Bum


Monólogo de un idiota III


Me desperté con otro dolor de espalda importante, casi del tamaño de la copa de anoche o de mis cordones negros entrelazados en el zapato también negro y le agregamos una media fucsia y otra marrón, probablemente también de ayer.
Bajé el ascensor mirando fijo al espejo y su opuesto, y los miles de personas tan parecidas a mí, tantos juntos, una mera ilusión, pensé, cuál será más real, mientras la caja de espejos paró o frenó en algún piso, y una chica de medias fucsia abrió la puerta con cara pintada de pancho de madrugada y café mal preparado. Sin amor dicen algunos; yo digo mal preparado.
Igual ni se gastó en mirarme, ya estaba concentrada o abstraída en algún otra lado, pensando en otro príncipe azul, seguro, o capaz ni me veía, no sé, (me asustó decir no sé), mientras la espiaba por el espejo y observaba una línea blanca insólitamente familiar que trepaba su hombro y se escondía en su escote en V.
El resto sigue como sigue: caminé mis cuadras sonámbulo, aturdido por el silencio de la mañana y los ceños fruncidos en todos lados, hasta en la secretaria, que ni levantó la cabeza para olvidarse de saludarme y ya me gritaba y me escupía que el jefe quería verme de inmediato en su oficina, que además bien lejos quedaba, bien arriba, me parece recordar, tan lejos que esperaba que uno de estos días el mismísimo dios lo bajara de un sopapo. Pero no.
De todos modos recuerdo que subí, medio harto de los ascensores ya, y sus patriotas, con sus trajes tan prolijos, casi tan prolijos como el de al lado, pensé, casi tan tarados, mientras subíamos, y me iban dejando solo, y subíamos, yo y mi propio espacio vacío, hasta el punto de extrañar a los verdaderos oficinescos burocráticos y odiar la anti-claustrofobia de este ascensor despreocupado, hasta el punto de hacer una decisión, que no era una decisión sino un hecho inevitable, en el momento que paró, o frenó, y casi inconscientemente me bajé.
Y abrí la puerta casi de un portazo.
Casi por que los portazos generalmente se dan cuando se cierra una puerta.
Y además casi porque la frené, o paré, antes de que chocara contra una estatuita de nosequién, inmóvil, muy quietita para ser de precio, atascada con esa cara de ñoqui come-hamburguesas las 24 horas del día. Y lo reflexioné. Lo reflexioné, cuidadosamente, con unos alaridos de fondo de una versión barata y quejosa de Pavarotti, doblada al chino avanzado. Y mientras, como si no fuera suficiente, el re-retrasado de bolsillos llenos me explicó, me reiteró y me volvió a explicar, las consecuencias (las de siempre) por no haberme fumado el sistema con pipa y no haber ignorado el humo negro y la niebla y el sol y la luna y todo lo demás que alguna vez podría importar.
Pero lo hago, y me olvido, me encuentro con unos amigos, y entre cervezas, se escucha el silencio, una vez más, de un presente vacío.

Comments

Crispín said…
Imposible no encariñarse con el idiota.

¿Qué habrá sido de la vida del maniquí?
Caetano Evon said…
Y...
vos sabés...
hay cosas que son inevitables...

(como la idiotez)
Zoe said…
Me ha encantado el monologo del idiota...quizás también soy una idiota y entre idiotas creemos entendernos...

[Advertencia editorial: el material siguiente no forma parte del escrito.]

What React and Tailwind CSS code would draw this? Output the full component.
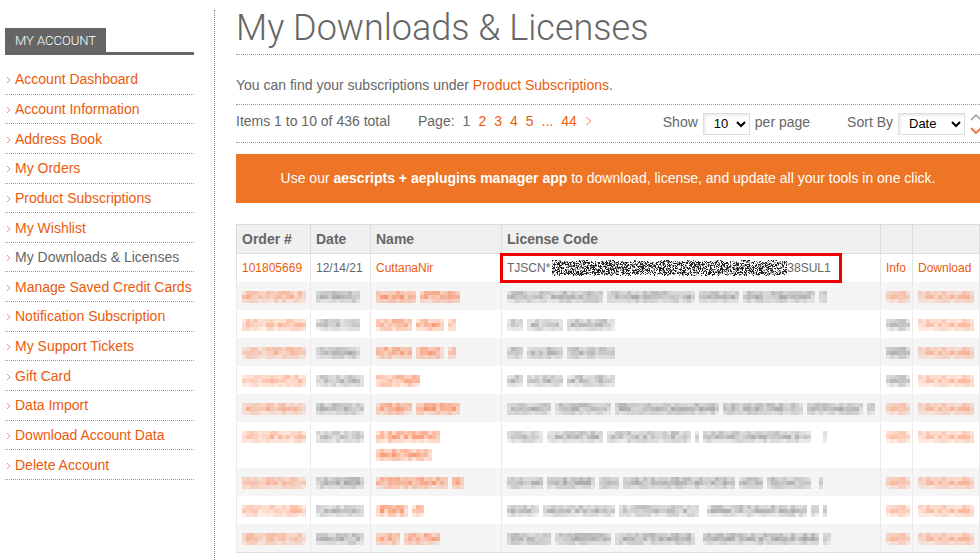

Aunque como alguna vez me dijeron: "todos tenemos nuestros 15 minutos de idiotez al dia"

De ahí que yo digo:"ahora depende que tan largos son esos quince minutos...porque tus 15 minutos pueden ser distintos a mis 15 minutos"

Saludos desde La Clínica.
al personaje del dibujo: ¡cuidado, ese dedo está cargado!